▶ _PROBLEM DETAILS_
Your task is to repeat all of the data exactly while excluding the pictures.

▶ _PROVIDED MATERIAL_

________________________

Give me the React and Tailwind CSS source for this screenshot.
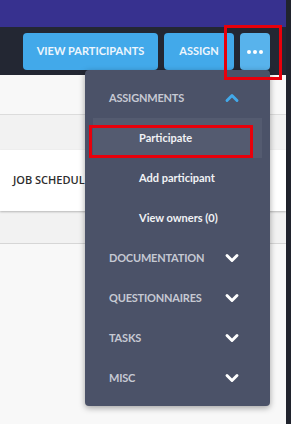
import { ChevronUp, ChevronDown } from 'lucide-react'

const sections = [
  { label: 'DOCUMENTATION' },
  { label: 'QUESTIONNAIRES' },
  { label: 'TASKS' },
  { label: 'MISC' }
]

const SectionHeader = ({ label, open }) => (
  <div className="h-10 flex items-center justify-between pl-6 pr-[28px]">
    <span className="text-[11px] font-bold text-[#c6c9d3] tracking-[-0.2px]">{label}</span>
    {open ? (
      <ChevronUp size={20} strokeWidth={3.5} className="text-[#42a9ea]" />
    ) : (
      <ChevronDown size={20} strokeWidth={3.5} className="text-white" />
    )}
  </div>
)

const SubItem = ({ label, active }) => (
  <div
    className={`h-10 mx-2 flex items-center pl-[46px] text-[11px] font-bold text-[#f1f2f5] ${
      active ? 'bg-[#545b70]' : ''
    }`}
  >
    {label}
  </div>
)

export default function App() {
  return (
    <div className="relative w-[291px] h-[424px] overflow-hidden flex font-['Lato','Open_Sans',sans-serif]">
      <div className="flex-1 flex flex-col min-w-0">
        <div className="h-[27px] bg-[#37318f]" />
        <div className="h-[48px] bg-[#232733] flex items-start justify-end gap-[6px] pt-[6px] pr-[16px]">
          <button className="h-[37px] w-[135px] rounded-[4px] bg-[#42a9ea] text-[11px] font-bold text-[#eef6fd]">
            VIEW PARTICIPANTS
          </button>
          <button className="h-[37px] w-[70px] rounded-[4px] bg-[#42a9ea] text-[11px] font-bold text-[#eef6fd]">
            ASSIGN
          </button>
          <button className="h-[37px] w-[30px] rounded-[4px] bg-[#58b3ec] flex items-center justify-center gap-[2px]">
            <span className="w-[4px] h-[4px] rounded-full bg-white" />
            <span className="w-[4px] h-[4px] rounded-full bg-white" />
            <span className="w-[4px] h-[4px] rounded-full bg-white" />
          </button>
        </div>
        <div className="flex-1 flex flex-col bg-[#f8f8f8]">
          <div className="h-[40px] border-b border-[#dcdcdc]" />
          <div className="h-[35px] bg-[#f2f2f2]" />
          <div className="h-[61px] bg-white shadow-[0_1px_2px_rgba(0,0,0,0.25)] flex items-center pl-[13px] relative">
            <span className="text-[11px] font-semibold text-[#2d2d2d] font-['Open_Sans',sans-serif] whitespace-nowrap">
              JOB SCHEDULING
            </span>
          </div>
          <div className="h-[33px] bg-[#f2f2f2] border-b border-[#d6d6d6]" />
          <div className="flex-1" />
        </div>
      </div>
      <div className="w-[5px] bg-[#20232d]" />

      <div className="absolute left-[85px] top-[70px] w-[185px] h-[336px] rounded-[4px] bg-[#4b5268] py-2 shadow-[0_2px_6px_rgba(0,0,0,0.35)]">
        <SectionHeader label="ASSIGNMENTS" open />
        <SubItem label="Participate" active />
        <SubItem label="Add participant" />
        <SubItem label="View owners (0)" />
        {sections.map((s) => (
          <SectionHeader key={s.label} label={s.label} />
        ))}
      </div>

      <div className="absolute left-[224px] top-[25px] w-[58px] h-[55px] border-[3px] border-[#e8000b]" />
      <div className="absolute left-[89px] top-[125px] w-[164px] h-[33px] border-[3px] border-[#e8000b]" />
    </div>
  )
}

________________________

▶ _RESULT_
Give me the React and Tailwind CSS source for this screenshot.
import { ChevronUp, ChevronDown } from 'lucide-react'

const sections = [
  { label: 'DOCUMENTATION' },
  { label: 'QUESTIONNAIRES' },
  { label: 'TASKS' },
  { label: 'MISC' }
]

const SectionHeader = ({ label, open }) => (
  <div className="h-10 flex items-center justify-between pl-6 pr-[28px]">
    <span className="text-[11px] font-bold text-[#c6c9d3] tracking-[-0.2px]">{label}</span>
    {open ? (
      <ChevronUp size={20} strokeWidth={3.5} className="text-[#42a9ea]" />
    ) : (
      <ChevronDown size={20} strokeWidth={3.5} className="text-white" />
    )}
  </div>
)

const SubItem = ({ label, active }) => (
  <div
    className={`h-10 mx-2 flex items-center pl-[46px] text-[11px] font-bold text-[#f1f2f5] ${
      active ? 'bg-[#545b70]' : ''
    }`}
  >
    {label}
  </div>
)

export default function App() {
  return (
    <div className="relative w-[291px] h-[424px] overflow-hidden flex font-['Lato','Open_Sans',sans-serif]">
      <div className="flex-1 flex flex-col min-w-0">
        <div className="h-[27px] bg-[#37318f]" />
        <div className="h-[48px] bg-[#232733] flex items-start justify-end gap-[6px] pt-[6px] pr-[16px]">
          <button className="h-[37px] w-[135px] rounded-[4px] bg-[#42a9ea] text-[11px] font-bold text-[#eef6fd]">
            VIEW PARTICIPANTS
          </button>
          <button className="h-[37px] w-[70px] rounded-[4px] bg-[#42a9ea] text-[11px] font-bold text-[#eef6fd]">
            ASSIGN
          </button>
          <button className="h-[37px] w-[30px] rounded-[4px] bg-[#58b3ec] flex items-center justify-center gap-[2px]">
            <span className="w-[4px] h-[4px] rounded-full bg-white" />
            <span className="w-[4px] h-[4px] rounded-full bg-white" />
            <span className="w-[4px] h-[4px] rounded-full bg-white" />
          </button>
        </div>
        <div className="flex-1 flex flex-col bg-[#f8f8f8]">
          <div className="h-[40px] border-b border-[#dcdcdc]" />
          <div className="h-[35px] bg-[#f2f2f2]" />
          <div className="h-[61px] bg-white shadow-[0_1px_2px_rgba(0,0,0,0.25)] flex items-center pl-[13px] relative">
            <span className="text-[11px] font-semibold text-[#2d2d2d] font-['Open_Sans',sans-serif] whitespace-nowrap">
              JOB SCHEDULING
            </span>
          </div>
          <div className="h-[33px] bg-[#f2f2f2] border-b border-[#d6d6d6]" />
          <div className="flex-1" />
        </div>
      </div>
      <div className="w-[5px] bg-[#20232d]" />

      <div className="absolute left-[85px] top-[70px] w-[185px] h-[336px] rounded-[4px] bg-[#4b5268] py-2 shadow-[0_2px_6px_rgba(0,0,0,0.35)]">
        <SectionHeader label="ASSIGNMENTS" open />
        <SubItem label="Participate" active />
        <SubItem label="Add participant" />
        <SubItem label="View owners (0)" />
        {sections.map((s) => (
          <SectionHeader key={s.label} label={s.label} />
        ))}
      </div>

      <div className="absolute left-[224px] top-[25px] w-[58px] h-[55px] border-[3px] border-[#e8000b]" />
      <div className="absolute left-[89px] top-[125px] w-[164px] h-[33px] border-[3px] border-[#e8000b]" />
    </div>
  )
}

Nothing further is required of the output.